§ **EXERCISE DIRECTIONS**: Count the lines below that include the word "Tailwind" and write that number alone.

§ **INFORMATION PROVIDED**:
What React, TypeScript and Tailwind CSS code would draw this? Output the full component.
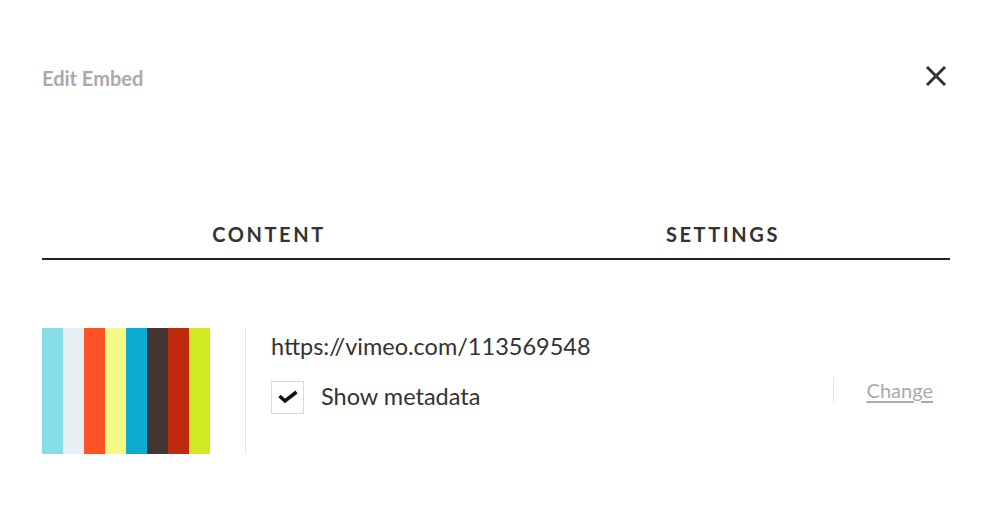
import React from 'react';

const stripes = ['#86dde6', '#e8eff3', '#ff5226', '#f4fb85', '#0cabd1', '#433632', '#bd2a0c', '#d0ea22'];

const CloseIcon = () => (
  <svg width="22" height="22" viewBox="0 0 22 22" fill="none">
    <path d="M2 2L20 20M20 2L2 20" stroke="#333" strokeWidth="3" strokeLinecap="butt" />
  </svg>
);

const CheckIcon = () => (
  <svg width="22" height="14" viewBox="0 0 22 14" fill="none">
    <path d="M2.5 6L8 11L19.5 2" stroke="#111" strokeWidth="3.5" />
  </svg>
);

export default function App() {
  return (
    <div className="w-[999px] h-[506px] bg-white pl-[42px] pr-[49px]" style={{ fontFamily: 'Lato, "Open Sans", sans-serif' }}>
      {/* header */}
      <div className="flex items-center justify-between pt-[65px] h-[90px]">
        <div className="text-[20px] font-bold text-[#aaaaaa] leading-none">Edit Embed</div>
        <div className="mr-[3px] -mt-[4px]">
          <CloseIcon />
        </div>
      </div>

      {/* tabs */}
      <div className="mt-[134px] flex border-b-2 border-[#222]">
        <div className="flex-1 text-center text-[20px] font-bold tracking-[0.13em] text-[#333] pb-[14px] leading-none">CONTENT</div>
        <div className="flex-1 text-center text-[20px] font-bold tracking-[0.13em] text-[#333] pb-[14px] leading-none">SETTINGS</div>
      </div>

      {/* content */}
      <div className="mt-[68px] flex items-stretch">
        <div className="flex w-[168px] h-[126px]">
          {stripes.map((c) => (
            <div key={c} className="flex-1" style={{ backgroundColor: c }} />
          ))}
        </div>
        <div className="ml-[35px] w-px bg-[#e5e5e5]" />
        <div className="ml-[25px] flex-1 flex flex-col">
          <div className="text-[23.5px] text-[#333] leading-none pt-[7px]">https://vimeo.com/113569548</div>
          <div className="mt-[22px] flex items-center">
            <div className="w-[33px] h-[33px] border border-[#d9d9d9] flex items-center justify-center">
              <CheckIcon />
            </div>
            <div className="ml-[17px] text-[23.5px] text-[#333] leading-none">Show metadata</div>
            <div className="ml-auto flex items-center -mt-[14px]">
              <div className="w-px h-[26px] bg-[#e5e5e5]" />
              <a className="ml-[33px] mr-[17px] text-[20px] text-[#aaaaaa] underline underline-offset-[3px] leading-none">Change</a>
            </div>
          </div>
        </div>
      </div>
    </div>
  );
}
---
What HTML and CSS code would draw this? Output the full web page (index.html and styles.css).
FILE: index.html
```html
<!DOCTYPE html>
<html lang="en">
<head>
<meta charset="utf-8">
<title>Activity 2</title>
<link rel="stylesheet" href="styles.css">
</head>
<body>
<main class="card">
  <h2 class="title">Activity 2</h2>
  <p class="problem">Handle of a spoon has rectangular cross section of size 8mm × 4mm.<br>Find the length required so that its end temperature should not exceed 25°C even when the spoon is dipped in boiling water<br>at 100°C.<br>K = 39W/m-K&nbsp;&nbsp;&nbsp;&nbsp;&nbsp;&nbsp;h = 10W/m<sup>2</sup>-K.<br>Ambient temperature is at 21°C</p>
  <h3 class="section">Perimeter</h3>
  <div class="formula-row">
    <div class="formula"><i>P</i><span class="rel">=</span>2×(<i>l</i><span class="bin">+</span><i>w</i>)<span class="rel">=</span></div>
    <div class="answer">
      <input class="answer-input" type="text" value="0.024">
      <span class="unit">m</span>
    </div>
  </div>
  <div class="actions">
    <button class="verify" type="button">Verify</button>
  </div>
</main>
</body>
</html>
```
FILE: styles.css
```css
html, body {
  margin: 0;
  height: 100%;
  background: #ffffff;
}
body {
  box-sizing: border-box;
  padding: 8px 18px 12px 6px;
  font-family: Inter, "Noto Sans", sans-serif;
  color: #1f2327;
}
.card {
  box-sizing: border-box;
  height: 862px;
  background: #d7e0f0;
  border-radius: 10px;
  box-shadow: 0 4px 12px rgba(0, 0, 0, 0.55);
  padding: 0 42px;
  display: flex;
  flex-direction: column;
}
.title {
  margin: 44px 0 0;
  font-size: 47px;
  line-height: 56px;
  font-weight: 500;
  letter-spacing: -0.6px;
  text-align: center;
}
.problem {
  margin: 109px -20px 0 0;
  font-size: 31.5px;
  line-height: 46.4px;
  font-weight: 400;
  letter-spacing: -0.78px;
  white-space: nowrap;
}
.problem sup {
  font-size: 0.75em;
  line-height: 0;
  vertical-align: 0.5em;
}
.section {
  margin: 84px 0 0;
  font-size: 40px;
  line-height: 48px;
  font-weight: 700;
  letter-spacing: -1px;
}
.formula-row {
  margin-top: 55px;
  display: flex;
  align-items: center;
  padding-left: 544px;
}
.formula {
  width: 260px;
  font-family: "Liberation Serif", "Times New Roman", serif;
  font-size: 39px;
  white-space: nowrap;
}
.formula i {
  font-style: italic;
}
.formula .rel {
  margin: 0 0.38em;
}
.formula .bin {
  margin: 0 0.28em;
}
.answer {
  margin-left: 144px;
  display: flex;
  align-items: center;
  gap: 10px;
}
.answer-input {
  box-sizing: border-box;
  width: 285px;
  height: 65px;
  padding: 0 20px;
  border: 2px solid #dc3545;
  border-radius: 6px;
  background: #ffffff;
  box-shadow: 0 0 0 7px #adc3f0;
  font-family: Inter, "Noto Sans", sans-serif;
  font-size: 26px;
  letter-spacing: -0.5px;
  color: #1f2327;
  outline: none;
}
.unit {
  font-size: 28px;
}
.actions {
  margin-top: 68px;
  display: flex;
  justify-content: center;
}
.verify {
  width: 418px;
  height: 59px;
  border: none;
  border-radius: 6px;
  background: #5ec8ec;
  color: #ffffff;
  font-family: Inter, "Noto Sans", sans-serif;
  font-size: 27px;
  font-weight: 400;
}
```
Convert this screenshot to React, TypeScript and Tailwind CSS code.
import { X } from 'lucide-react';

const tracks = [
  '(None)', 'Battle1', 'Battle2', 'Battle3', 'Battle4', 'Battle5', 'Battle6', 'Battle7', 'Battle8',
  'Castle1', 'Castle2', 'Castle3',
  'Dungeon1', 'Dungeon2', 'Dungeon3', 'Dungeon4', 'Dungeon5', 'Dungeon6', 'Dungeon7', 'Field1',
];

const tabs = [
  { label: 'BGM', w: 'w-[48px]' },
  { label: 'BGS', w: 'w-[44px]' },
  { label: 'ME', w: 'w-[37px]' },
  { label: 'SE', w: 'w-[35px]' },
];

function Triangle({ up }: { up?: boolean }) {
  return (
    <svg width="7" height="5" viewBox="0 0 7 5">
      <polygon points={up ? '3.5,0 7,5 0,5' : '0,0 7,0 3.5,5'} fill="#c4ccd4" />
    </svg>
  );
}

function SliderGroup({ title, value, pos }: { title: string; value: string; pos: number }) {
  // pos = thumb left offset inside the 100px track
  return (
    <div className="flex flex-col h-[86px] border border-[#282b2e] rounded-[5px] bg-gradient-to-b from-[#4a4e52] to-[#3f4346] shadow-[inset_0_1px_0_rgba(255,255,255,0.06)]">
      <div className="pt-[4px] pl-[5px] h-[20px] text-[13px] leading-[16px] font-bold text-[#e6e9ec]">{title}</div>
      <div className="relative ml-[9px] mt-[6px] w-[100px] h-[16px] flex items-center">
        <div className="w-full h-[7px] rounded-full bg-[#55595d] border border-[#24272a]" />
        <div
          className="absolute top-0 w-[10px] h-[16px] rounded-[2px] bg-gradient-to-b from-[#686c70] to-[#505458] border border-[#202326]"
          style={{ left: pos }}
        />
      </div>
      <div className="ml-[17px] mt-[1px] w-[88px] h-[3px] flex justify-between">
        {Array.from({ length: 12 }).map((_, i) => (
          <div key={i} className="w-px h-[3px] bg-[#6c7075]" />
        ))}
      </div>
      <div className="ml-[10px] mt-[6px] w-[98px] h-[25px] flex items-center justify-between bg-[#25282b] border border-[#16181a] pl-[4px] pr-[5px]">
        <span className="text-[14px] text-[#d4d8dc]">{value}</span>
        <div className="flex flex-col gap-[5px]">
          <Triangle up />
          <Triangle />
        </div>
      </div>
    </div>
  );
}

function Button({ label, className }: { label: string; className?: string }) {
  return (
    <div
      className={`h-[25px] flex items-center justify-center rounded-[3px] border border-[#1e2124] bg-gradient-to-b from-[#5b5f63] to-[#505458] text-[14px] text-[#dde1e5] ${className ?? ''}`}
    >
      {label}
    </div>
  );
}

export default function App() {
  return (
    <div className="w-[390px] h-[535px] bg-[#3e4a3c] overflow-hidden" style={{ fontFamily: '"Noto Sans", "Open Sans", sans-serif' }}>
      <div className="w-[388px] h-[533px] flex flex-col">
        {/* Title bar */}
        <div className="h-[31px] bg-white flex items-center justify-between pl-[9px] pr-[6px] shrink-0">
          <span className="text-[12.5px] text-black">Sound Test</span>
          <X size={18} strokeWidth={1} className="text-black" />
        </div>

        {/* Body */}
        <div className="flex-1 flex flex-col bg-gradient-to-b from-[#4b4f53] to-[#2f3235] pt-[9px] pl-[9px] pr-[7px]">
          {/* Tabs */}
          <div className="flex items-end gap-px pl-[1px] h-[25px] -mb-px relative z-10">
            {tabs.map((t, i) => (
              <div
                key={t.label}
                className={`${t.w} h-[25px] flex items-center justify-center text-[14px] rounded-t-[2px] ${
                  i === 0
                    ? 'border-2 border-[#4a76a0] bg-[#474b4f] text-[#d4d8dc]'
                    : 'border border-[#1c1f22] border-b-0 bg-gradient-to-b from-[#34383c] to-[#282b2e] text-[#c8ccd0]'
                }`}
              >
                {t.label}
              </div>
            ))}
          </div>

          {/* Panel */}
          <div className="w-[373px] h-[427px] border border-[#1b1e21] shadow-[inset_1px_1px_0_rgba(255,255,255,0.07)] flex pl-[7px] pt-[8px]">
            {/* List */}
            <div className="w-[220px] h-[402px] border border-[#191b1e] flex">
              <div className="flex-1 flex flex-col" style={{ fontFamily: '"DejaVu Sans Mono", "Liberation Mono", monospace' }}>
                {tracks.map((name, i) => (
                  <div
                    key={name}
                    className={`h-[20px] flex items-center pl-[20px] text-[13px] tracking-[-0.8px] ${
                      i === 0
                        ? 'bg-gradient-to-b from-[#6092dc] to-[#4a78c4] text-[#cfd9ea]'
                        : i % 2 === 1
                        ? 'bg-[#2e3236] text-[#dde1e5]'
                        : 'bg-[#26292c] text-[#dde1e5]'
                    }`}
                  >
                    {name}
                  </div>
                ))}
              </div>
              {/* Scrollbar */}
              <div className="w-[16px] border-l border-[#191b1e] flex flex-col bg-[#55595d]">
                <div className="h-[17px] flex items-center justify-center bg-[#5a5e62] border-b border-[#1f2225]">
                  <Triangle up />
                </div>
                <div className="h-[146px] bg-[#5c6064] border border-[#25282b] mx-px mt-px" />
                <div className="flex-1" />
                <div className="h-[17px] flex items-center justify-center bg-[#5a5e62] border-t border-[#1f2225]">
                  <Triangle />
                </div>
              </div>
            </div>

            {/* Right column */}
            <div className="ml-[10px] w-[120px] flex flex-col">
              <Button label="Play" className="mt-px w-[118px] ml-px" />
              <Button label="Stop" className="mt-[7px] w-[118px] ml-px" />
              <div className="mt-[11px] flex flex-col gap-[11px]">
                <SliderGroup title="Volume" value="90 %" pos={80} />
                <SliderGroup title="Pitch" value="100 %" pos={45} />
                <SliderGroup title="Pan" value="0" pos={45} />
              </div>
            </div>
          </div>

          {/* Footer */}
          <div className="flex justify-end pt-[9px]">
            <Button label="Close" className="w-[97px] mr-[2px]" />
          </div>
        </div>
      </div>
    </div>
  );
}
* * *
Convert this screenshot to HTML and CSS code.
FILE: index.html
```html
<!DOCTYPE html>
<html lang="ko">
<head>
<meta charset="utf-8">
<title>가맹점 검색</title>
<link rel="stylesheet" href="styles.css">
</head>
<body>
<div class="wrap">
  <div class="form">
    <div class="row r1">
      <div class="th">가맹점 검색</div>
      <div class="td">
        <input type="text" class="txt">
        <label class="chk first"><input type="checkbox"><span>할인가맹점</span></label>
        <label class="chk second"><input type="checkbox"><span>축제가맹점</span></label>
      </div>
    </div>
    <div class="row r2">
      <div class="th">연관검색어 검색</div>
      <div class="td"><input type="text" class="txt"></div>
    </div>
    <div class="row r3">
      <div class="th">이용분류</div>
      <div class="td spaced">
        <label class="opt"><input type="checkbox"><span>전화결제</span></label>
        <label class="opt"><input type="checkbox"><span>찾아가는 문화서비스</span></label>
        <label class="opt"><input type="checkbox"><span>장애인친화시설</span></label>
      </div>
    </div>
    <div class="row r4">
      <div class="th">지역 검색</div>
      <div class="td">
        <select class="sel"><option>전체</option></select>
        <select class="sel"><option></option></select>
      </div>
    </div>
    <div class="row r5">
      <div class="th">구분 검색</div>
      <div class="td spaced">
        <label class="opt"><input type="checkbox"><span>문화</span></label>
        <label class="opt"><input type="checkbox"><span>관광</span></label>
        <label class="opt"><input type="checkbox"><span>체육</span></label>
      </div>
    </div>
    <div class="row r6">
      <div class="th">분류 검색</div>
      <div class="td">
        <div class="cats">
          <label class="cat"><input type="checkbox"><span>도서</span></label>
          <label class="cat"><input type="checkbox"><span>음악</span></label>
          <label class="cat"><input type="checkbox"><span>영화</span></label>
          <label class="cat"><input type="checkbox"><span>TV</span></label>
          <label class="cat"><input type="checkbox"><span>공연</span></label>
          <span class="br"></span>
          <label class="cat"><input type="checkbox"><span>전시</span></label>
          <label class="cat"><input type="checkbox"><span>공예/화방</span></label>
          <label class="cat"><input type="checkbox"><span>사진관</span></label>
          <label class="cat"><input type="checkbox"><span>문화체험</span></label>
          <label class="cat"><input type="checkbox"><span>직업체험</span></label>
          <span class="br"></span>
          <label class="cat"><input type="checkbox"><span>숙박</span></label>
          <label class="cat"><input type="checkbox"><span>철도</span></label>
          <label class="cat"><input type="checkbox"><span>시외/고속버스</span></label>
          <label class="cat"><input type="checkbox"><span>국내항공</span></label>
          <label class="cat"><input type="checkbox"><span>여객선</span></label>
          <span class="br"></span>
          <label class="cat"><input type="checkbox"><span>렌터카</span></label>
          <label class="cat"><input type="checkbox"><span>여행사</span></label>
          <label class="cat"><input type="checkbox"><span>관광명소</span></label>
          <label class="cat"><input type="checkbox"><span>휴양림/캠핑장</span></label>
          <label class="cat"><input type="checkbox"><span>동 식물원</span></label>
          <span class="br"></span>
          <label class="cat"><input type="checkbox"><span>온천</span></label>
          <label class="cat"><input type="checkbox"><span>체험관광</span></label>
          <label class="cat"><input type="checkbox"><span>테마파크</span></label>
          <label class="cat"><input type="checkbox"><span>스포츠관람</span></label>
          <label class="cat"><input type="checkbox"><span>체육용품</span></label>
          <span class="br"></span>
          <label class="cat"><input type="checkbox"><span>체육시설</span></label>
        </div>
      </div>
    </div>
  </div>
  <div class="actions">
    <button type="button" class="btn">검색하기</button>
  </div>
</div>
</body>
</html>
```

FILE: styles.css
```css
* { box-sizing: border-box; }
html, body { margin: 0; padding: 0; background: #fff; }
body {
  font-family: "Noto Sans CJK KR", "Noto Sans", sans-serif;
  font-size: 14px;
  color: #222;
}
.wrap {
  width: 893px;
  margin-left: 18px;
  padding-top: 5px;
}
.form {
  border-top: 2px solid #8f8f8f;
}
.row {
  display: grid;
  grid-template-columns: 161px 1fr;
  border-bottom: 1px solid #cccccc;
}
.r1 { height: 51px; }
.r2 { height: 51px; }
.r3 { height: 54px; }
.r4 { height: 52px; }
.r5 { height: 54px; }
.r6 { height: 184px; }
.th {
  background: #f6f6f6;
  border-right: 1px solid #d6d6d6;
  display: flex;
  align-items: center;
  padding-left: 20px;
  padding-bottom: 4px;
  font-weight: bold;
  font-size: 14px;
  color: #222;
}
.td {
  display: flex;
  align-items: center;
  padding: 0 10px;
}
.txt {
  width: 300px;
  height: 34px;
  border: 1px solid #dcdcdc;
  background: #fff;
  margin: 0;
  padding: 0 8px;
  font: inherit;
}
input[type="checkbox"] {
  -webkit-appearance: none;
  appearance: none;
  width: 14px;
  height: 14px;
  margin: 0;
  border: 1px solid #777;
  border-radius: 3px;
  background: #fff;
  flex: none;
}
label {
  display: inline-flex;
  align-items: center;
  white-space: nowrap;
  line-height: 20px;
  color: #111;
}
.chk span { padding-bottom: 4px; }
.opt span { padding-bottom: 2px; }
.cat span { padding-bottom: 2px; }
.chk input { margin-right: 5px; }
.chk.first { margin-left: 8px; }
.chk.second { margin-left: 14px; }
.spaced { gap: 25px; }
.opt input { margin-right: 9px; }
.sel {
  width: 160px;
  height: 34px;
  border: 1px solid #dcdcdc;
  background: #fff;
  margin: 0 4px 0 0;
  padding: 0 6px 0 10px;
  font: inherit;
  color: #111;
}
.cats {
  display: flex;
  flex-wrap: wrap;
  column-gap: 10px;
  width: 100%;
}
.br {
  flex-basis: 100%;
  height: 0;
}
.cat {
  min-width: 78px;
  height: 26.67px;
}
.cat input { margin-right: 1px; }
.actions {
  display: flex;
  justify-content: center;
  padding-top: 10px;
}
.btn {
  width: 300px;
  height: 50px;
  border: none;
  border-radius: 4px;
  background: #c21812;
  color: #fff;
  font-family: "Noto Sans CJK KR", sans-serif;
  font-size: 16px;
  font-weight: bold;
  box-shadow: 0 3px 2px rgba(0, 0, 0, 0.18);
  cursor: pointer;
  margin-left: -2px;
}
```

§ **ANSWER TO THE PROBLEM**: 2